Knowing exactly where to look, they next went hunting in optical light using the Subaru Telescope in Hawaii, run by the National Astronomical Observatory of Japan.

David Kaplan / Evan Keane Image caption The radio signal (black-and-white inset) arrives at different times in different wavelengths

David Kaplan / Evan Keane
Image caption The radio signal (black-and-white inset) arrives at different times in different wavelengths

“Right where the Compact Array tells us there should be something, there is a galaxy,” Dr Keane said.

Close examination of the Subaru data showed the galaxy to be elliptical – an off-spherical blob of stars that is well past its prime, in galactic terms.

Cosmic weigh-in

“This is not what we expected,” said co-author Dr Simon Johnston, the head of astrophysics at CSIRO which runs the Australian telescopes.

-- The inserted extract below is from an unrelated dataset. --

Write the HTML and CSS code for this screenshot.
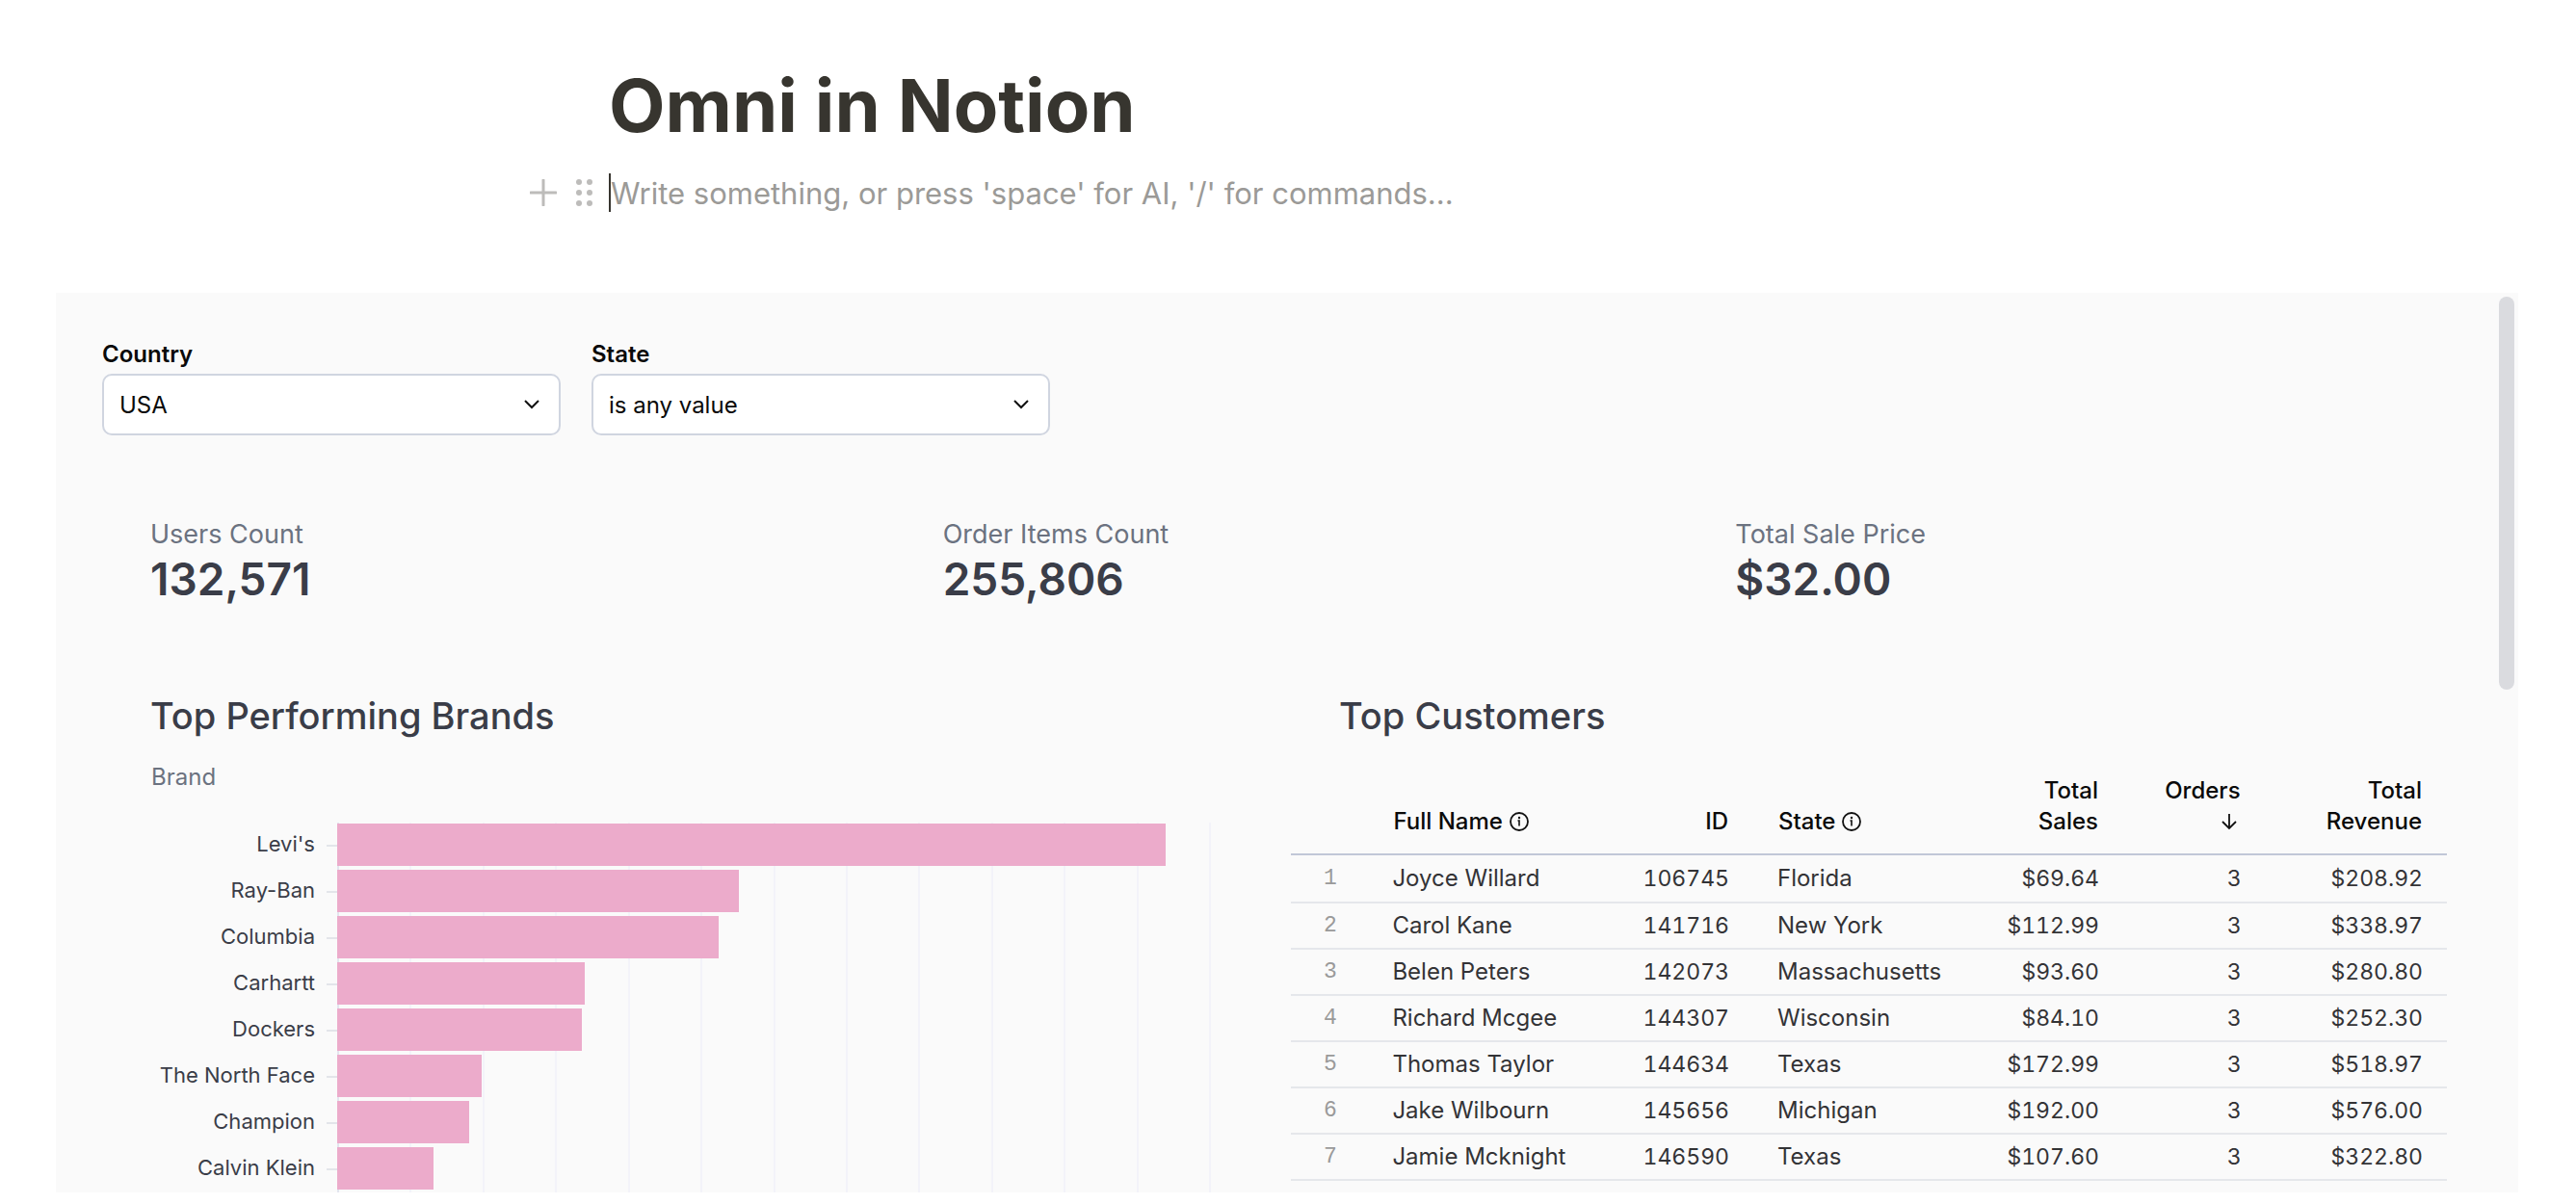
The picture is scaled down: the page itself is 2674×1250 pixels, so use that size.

If the host galaxy is old, then the flash was more likely caused by a merger of dead stars than, for example, a supernova blowing up.

“It might mean that the FRB results from, say, two neutron stars colliding rather than anything to do with recent star birth.

“Our discovery opens the way to working out what makes these bursts.”

Crucially, having an optical snap of the galaxy lets astronomers calculate how far away it is, based on its redshift – the stretching of light by the expansion of the Universe.

And with that distance chalked up, the team could do some cosmology.

Within an FRB, Dr Keane explained, the short wavelengths arrive before the longer ones.

“This is because the signal crashes into the particles and dust in between… and they cause a tiny delay. But if you travel six billion light-years, the delay accumulates.

“From that we can say ok, if it got a second’s worth of delay on its journey, that means it passed through this many particles.”

So he and his team, for the first time, used a far-flung radio signal to calculate the density of the intervening swathe of cosmos.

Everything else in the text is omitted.